Exercise:
Everything from the first line of the data below through the line that contains "import React from 'react';" should be written out exactly, please, and nothing more; the pictures stay out.

──────── Stored data ────────

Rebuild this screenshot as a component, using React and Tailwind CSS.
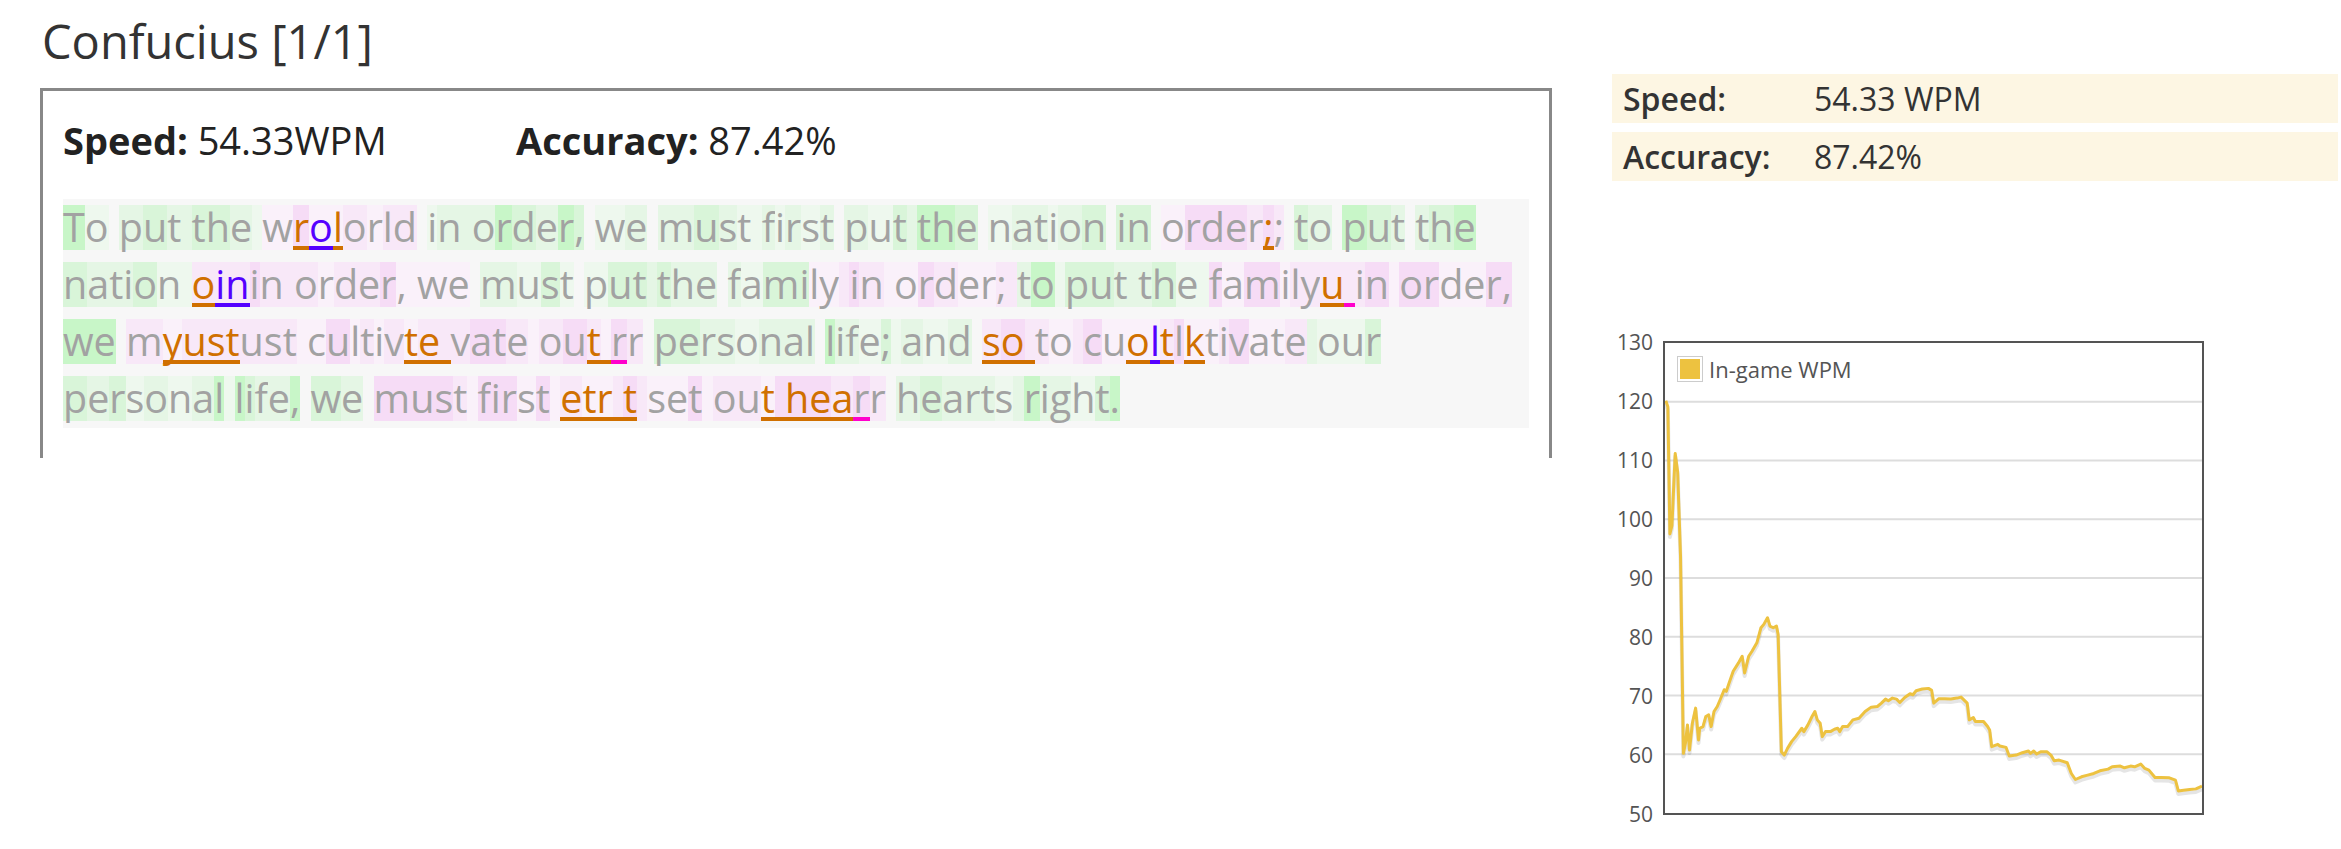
import React from 'react';

const LINES = [
  {
    segs: [['To put the w', 'n'], ['r', 'o'], ['o', 'b'], ['l', 'o'], ['orld in order, we must first put the nation in order', 'n'], [';', 'o'], ['; to put the', 'n']],
    pink: ['wrolorld', 'order;;'],
  },
  {
    segs: [['nation ', 'n'], ['o', 'o'], ['in', 'b'], ['in order, we must put the family in order; to put the family', 'n'], ['u', 'o'], [' ', 'm'], ['in order,', 'n']],
    pink: ['oinin order, we', 'ly in order; ', 'familyu in order,'],
  },
  {
    segs: [['we m', 'n'], ['yust', 'o'], ['ust cultiv', 'n'], ['te ', 'o'], ['vate ou', 'n'], ['t ', 'o'], ['r', 'm'], ['r personal life; and ', 'n'], ['so ', 'o'], ['to cu', 'n'], ['o', 'o'], ['l', 'b'], ['t', 'o'], ['l', 'n'], ['k', 'o'], ['tivate our', 'n']],
    pink: ['myustust cultivte vate out rr', 'so to cuoltlktivate'],
  },
  {
    segs: [['personal life, we must first ', 'n'], ['etr t', 'o'], [' set ou', 'n'], ['t hea', 'o'], ['r', 'm'], ['r hearts right.', 'n']],
    pink: ['must first ', 'etr t set out hearr'],
  },
];

const KIND = {
  n: 'text-[#a2a2a2]',
  o: 'text-[#d07000] border-b-4 border-[#d07000]',
  b: 'text-[#5500ff] border-b-4 border-[#5500ff]',
  m: 'text-[#a2a2a2] border-b-4 border-[#ff00cc]',
};

const PINK = ['#f6dcf6', '#f8e8f8', '#faf1fa'];
const GREEN = ['#c8f6c8', '#d9f5d9', '#e5f6e5', '#eef8ee'];

function rand(a, b) {
  const x = Math.sin(a * 12.9898 + b * 78.233) * 43758.5453;
  return x - Math.floor(x);
}

function shade(line, i, ch, pink) {
  const r = rand(i, line);
  if (pink) return PINK[Math.floor(r * 3)];
  if (ch === ' ' && r < 0.5) return 'transparent';
  if (r < 0.15) return GREEN[0];
  if (r < 0.4) return GREEN[1];
  if (r < 0.75) return GREEN[2];
  return GREEN[3];
}

function TextLine({ line, idx }) {
  const text = line.segs.map(s => s[0]).join('');
  const pink = new Array(text.length).fill(false);
  line.pink.forEach(sub => {
    const at = text.indexOf(sub);
    if (at >= 0) for (let k = at; k < at + sub.length; k++) pink[k] = true;
  });
  let pos = 0;
  const chars = [];
  line.segs.forEach(([s, kind]) => {
    for (const ch of s) {
      const i = pos++;
      chars.push(
        <span key={i} className={`h-[45px] leading-[45px] ${KIND[kind]}`} style={{ background: shade(idx, i, ch, pink[i] || kind !== 'n') }}>
          {ch}
        </span>
      );
    }
  });
  return <div className="flex h-[45px] whitespace-pre">{chars}</div>;
}

// wpm trace, in the plot's own units (x 205..1520, y 65..1468)
const PTS = [
  207,237, 212,255, 217,635, 222,610, 230,395, 236,450, 243,700, 250,1290, 255,1260, 260,1205, 265,1280, 272,1200,
  280,1155, 287,1250, 290,1215, 298,1210, 305,1180, 312,1175, 318,1210, 325,1165, 333,1150, 340,1130, 350,1100,
  355,1105, 362,1080, 372,1045, 385,1020, 394,1000, 400,1050, 410,1000, 418,985, 430,960, 440,915, 447,905, 456,885,
  462,910, 470,915, 478,910, 482,935, 490,1285, 497,1295, 505,1275, 515,1255, 525,1240, 540,1215, 545,1225, 555,1205,
  565,1180, 572,1165, 578,1190, 585,1200, 590,1240, 598,1225, 610,1225, 620,1218, 628,1215, 633,1225, 640,1210,
  652,1210, 665,1190, 680,1185, 695,1165, 710,1152, 725,1150, 735,1140, 745,1128, 752,1133, 762,1125, 772,1128,
  780,1138, 792,1123, 805,1112, 812,1115, 820,1103, 835,1098, 850,1096, 858,1102, 863,1140, 875,1127, 890,1127,
  905,1128, 920,1125, 930,1122, 945,1140, 950,1190, 960,1183, 965,1195, 985,1195, 995,1210, 1000,1220, 1005,1270,
  1020,1263, 1025,1268, 1040,1272, 1048,1298, 1065,1295, 1080,1288, 1095,1283, 1100,1290, 1108,1283, 1115,1292,
  1125,1285, 1140,1285, 1150,1295, 1158,1312, 1170,1310, 1190,1318, 1200,1350, 1210,1368, 1225,1360, 1240,1355,
  1255,1350, 1270,1342, 1290,1337, 1300,1330, 1320,1328, 1330,1333, 1345,1328, 1355,1330, 1370,1322, 1380,1335,
  1390,1340, 1405,1362, 1420,1362, 1440,1363, 1455,1370, 1462,1402, 1475,1400, 1490,1398, 1505,1396, 1520,1388,
];

function pathD() {
  let d = '';
  for (let i = 0; i < PTS.length; i += 2) d += `${i ? 'L' : 'M'}${PTS[i]} ${PTS[i + 1]} `;
  return d;
}

const TICKS = [130, 120, 110, 100, 90, 80, 70, 60, 50];

function WpmChart() {
  const d = pathD();
  return (
    <div className="flex items-start mt-[132px]">
      <div className="w-[51px] flex flex-col">
        {TICKS.map(t => (
          <div key={t} className="h-[59px] flex items-center justify-end pr-[10px] text-[21px] text-[#545454]">{t}</div>
        ))}
      </div>
      <div className="relative mt-[28px] w-[541px] h-[474px] border-2 border-[#545454] bg-white">
        <svg className="w-full h-full block" viewBox="205 65 1315 1403" preserveAspectRatio="none">
          {[120, 110, 100, 90, 80, 70, 60].map(v => {
            const y = 65 + ((130 - v) / 80) * 1403;
            return <line key={v} x1="205" x2="1520" y1={y} y2={y} stroke="#dddddd" strokeWidth="2" vectorEffect="non-scaling-stroke" />;
          })}
          <path d={d} transform="translate(0 9)" fill="none" stroke="rgba(0,0,0,0.1)" strokeWidth="4" strokeLinejoin="round" vectorEffect="non-scaling-stroke" />
          <path d={d} fill="none" stroke="#edc240" strokeWidth="3" strokeLinejoin="round" vectorEffect="non-scaling-stroke" />
        </svg>
        <div className="absolute left-[12px] top-[13px] flex items-center gap-[6px]">
          <div className="border border-[#cccccc] p-[2px]">
            <div className="w-[20px] h-[20px] bg-[#edc240]" />
          </div>
          <span className="text-[22px] text-[#545454] leading-none">In-game WPM</span>
        </div>
      </div>
    </div>
  );
}

export default function App() {
  return (
    <div className="w-[2341px] h-[849px] bg-white flex font-['Open_Sans',sans-serif] overflow-hidden">
      <div className="ml-[40px] w-[1512px]">
        <h1 className="pt-[17px] pl-[2px] text-[47px] leading-[48px] text-[#333333]">Confucius [1/1]</h1>
        <div className="mt-[23px] h-[370px] border-[3px] border-b-0 border-[#888888] px-[20px]">
          <div className="pt-[29px] flex text-[38px] leading-[40px] text-[#222222]">
            <div className="w-[453px]"><span className="font-bold">Speed:</span> 54.33WPM</div>
            <div><span className="font-bold">Accuracy:</span> 87.42%</div>
          </div>
          <div className="mt-[39px] bg-[#f7f7f7] pt-[6px] pb-[7px] flex flex-col gap-[12px] text-[39.5px]">
            {LINES.map((l, i) => <TextLine key={i} line={l} idx={i} />)}
          </div>
        </div>
      </div>
      <div className="ml-[60px] w-[726px] pt-[74px]">
        <div className="flex flex-col gap-[9px] text-[32px] text-[#333333]">
          <div className="h-[49px] bg-[#fdf6e3] flex items-center pl-[11px]">
            <span className="w-[191px] font-semibold">Speed:</span>
            <span>54.33 WPM</span>
          </div>
          <div className="h-[49px] bg-[#fdf6e3] flex items-center pl-[11px]">
            <span className="w-[191px] font-semibold">Accuracy:</span>
            <span>87.42%</span>
          </div>
        </div>
        <WpmChart />
      </div>
    </div>
  );
}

────────

Answer for this exercise:
Rebuild this screenshot as a component, using React and Tailwind CSS.
import React from 'react';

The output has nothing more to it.